Let's start by summing torques at the top of the ladder

(85.1*5.1+(10.2-D)*17.8*9.8)*cos(56)+

T*sin(56)*10.2=R*cos(56)*10.2

where D is the distance from the bottom of the ladder of our climber and

R is the reaction force at the foot, which is vertical

Summing vertical forces

R=85.1+17.8*9.8

T=28.7+D*11.5

so

a) When D=3.4

T=67.9 N

b)

Dmax

(87.5-28.7)/11.5=Dmax

Dmax=5.11 m

j

• A. The first thing to do is construct a free body diagram of the ladder. This will show you the forces acting on the ladder and the angles at which they act on the ladder. There are 5 forces acting on the ladder.

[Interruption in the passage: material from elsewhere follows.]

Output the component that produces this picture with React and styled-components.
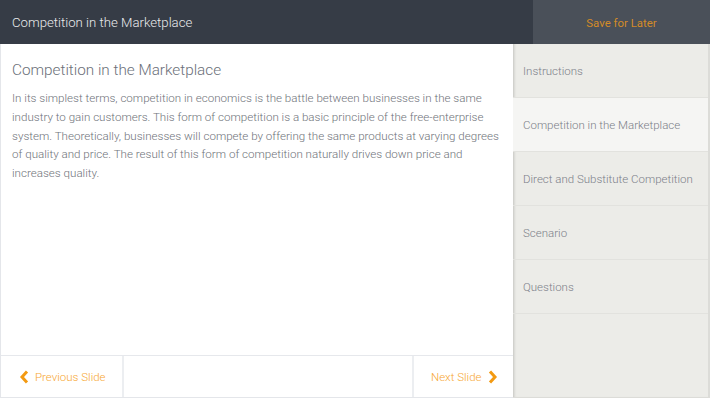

1)Reaction force of the wall at the top.

2)Reaction force of the floor at the bottom.

3)The Tension in the rope.

4)The force of gravity on the ladder.

5)The force of gravity on the person(which is in turn on the ladder)

Once you have the free body diagram, You can sum the forces in the x and y directions and sum the Moments of Forces or torque caused by the forces about any point on the ladder. Since the ladder is not accelerating, the forces in any direction and the moments will all sum to zero. This will give you 3 equations with 3 unknown variables and you can solve for all of them.

T = tension in the rope

Rb = reaction at top

Ra = reaction at bottom

Forces in the x direction

0 = T - Rb

Forces in the y direction

0 = Ra -17.8 - 85.1

Moment of force or torque = r x f (cross product) = rfsin(theta)

where theta is the angle between the ladder and the force.

0 =

T(5.1)sin56 + Rb(5.1)sin56 +17.8(1.8)sin34 - Ra(5.1)sin34

I just did algebraic substitution and I got

T = 32.58 N

You might want to check my calculations and make your own freebody diagram to make sure the angles I used are correct.

Part B.

Using the formulas from above you can see that Rb will always be equal to T and that Ra is constant.

When the person goes higher on the ladder the The moments due to the Rb, T, and the person will change. Rb and T are the dependent variables and the distance x of the person up the ladder is the independant variable. So using the equation for the sum of moments about the center of the ladder and knowin that Ra is always 102.9 N up, you can set up an equation like this.

0 = T(5.1)sin56 + Rb(5.1)sin56+17.8(5.1-x)sin34 - 102.9(5.1)sin34

Knowing that the rope will break at T = 87.5 N , you can substitute 87.5 for both T and Tb in the equation and solve for x ( distance up the ladder)

One tricky thing about the "distance up the ladder" part of the problem is whether or not they are asking the persons height above the ground or the distance from the person to the base of the ladder. I'll let you figure that part out.

I hope this helps and I hope all my equations were correct, again it is definately a good idea to draw your own free body diagram and make sure all my angles were correct.